## begin

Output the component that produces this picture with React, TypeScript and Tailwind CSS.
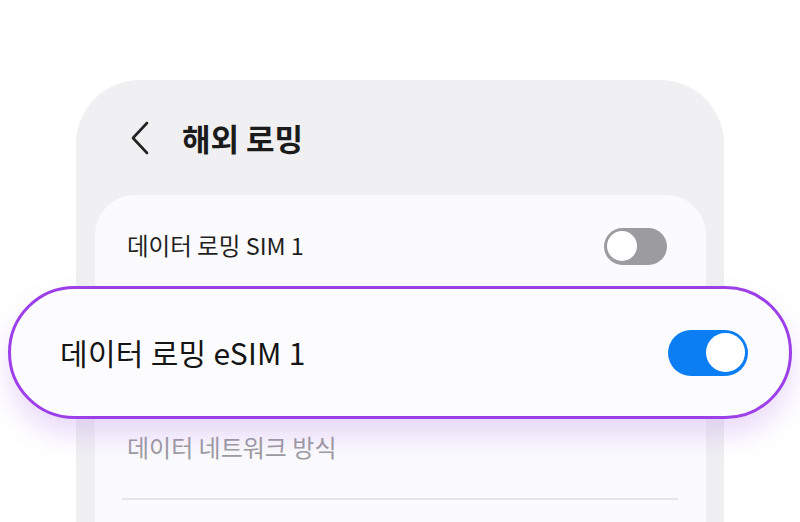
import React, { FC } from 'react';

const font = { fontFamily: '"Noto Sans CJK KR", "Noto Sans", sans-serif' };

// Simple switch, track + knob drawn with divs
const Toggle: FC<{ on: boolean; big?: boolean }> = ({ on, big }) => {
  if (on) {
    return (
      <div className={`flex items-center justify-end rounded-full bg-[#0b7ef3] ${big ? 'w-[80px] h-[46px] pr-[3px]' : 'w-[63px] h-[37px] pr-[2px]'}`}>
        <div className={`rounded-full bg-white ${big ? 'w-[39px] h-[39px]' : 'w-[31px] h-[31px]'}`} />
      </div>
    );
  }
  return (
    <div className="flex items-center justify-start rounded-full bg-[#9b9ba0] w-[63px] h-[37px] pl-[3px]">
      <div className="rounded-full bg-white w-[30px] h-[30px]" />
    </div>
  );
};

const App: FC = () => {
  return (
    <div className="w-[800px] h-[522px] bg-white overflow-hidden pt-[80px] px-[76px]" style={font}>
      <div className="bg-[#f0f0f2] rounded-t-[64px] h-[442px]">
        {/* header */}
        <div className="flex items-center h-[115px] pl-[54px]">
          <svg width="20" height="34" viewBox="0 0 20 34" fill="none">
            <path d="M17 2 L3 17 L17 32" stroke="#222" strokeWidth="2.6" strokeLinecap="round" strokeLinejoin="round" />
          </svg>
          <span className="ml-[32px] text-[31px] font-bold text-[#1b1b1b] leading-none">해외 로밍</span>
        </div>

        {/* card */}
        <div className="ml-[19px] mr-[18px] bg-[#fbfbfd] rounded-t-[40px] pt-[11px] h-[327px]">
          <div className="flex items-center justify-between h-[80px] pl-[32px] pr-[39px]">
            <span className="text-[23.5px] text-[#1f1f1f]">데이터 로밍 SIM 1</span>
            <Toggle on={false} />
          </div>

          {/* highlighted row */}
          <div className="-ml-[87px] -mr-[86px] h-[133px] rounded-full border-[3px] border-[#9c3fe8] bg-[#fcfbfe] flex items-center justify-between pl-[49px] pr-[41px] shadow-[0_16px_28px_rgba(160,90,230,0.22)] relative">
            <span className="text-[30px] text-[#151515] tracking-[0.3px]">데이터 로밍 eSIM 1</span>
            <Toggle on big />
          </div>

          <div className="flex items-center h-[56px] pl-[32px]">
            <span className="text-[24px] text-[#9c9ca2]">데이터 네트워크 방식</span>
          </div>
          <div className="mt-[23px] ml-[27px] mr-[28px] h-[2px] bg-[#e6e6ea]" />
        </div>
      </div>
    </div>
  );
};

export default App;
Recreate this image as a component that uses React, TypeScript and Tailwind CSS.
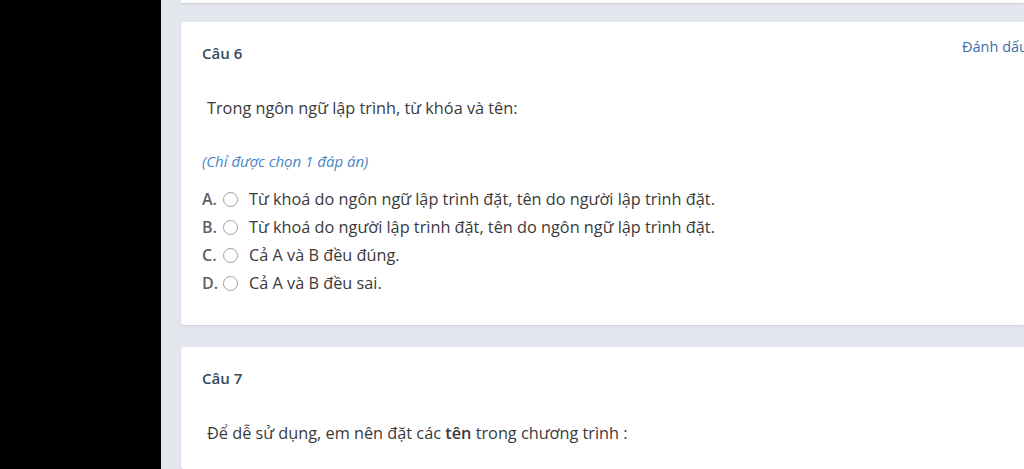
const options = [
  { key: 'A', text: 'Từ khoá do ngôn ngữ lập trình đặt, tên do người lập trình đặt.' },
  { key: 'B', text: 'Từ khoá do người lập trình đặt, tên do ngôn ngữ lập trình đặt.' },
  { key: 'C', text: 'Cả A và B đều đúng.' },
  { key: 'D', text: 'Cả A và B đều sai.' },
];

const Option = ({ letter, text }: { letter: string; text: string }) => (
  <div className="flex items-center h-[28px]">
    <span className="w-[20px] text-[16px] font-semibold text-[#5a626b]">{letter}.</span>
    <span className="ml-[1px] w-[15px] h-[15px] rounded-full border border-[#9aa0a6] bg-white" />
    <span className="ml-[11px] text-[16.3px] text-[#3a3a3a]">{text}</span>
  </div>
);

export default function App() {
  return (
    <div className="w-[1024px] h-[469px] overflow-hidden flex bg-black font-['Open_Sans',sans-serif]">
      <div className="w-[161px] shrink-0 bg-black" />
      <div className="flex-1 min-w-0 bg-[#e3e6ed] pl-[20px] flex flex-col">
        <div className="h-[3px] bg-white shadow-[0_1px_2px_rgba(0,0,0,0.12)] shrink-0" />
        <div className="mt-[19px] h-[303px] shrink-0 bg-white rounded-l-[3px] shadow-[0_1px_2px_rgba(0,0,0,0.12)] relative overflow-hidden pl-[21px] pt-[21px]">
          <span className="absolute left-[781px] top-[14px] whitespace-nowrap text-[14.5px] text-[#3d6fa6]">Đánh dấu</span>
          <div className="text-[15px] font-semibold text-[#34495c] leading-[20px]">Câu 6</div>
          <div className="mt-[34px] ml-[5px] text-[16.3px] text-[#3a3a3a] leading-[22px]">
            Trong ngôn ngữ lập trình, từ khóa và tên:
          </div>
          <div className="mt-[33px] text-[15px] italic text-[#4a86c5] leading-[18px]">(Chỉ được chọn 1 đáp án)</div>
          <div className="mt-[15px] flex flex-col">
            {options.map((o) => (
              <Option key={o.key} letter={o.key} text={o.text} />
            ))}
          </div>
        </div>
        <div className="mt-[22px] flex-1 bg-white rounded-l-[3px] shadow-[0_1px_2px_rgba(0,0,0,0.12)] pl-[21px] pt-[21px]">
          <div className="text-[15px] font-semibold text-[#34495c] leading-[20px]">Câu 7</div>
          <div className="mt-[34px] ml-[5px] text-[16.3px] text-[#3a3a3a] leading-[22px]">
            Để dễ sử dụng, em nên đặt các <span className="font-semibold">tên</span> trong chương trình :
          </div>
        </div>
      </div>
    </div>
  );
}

## end

*Problem statement*.
How many lines in these entries contain the string "with"? State the number and nothing more.

*Response to the exercise*.
2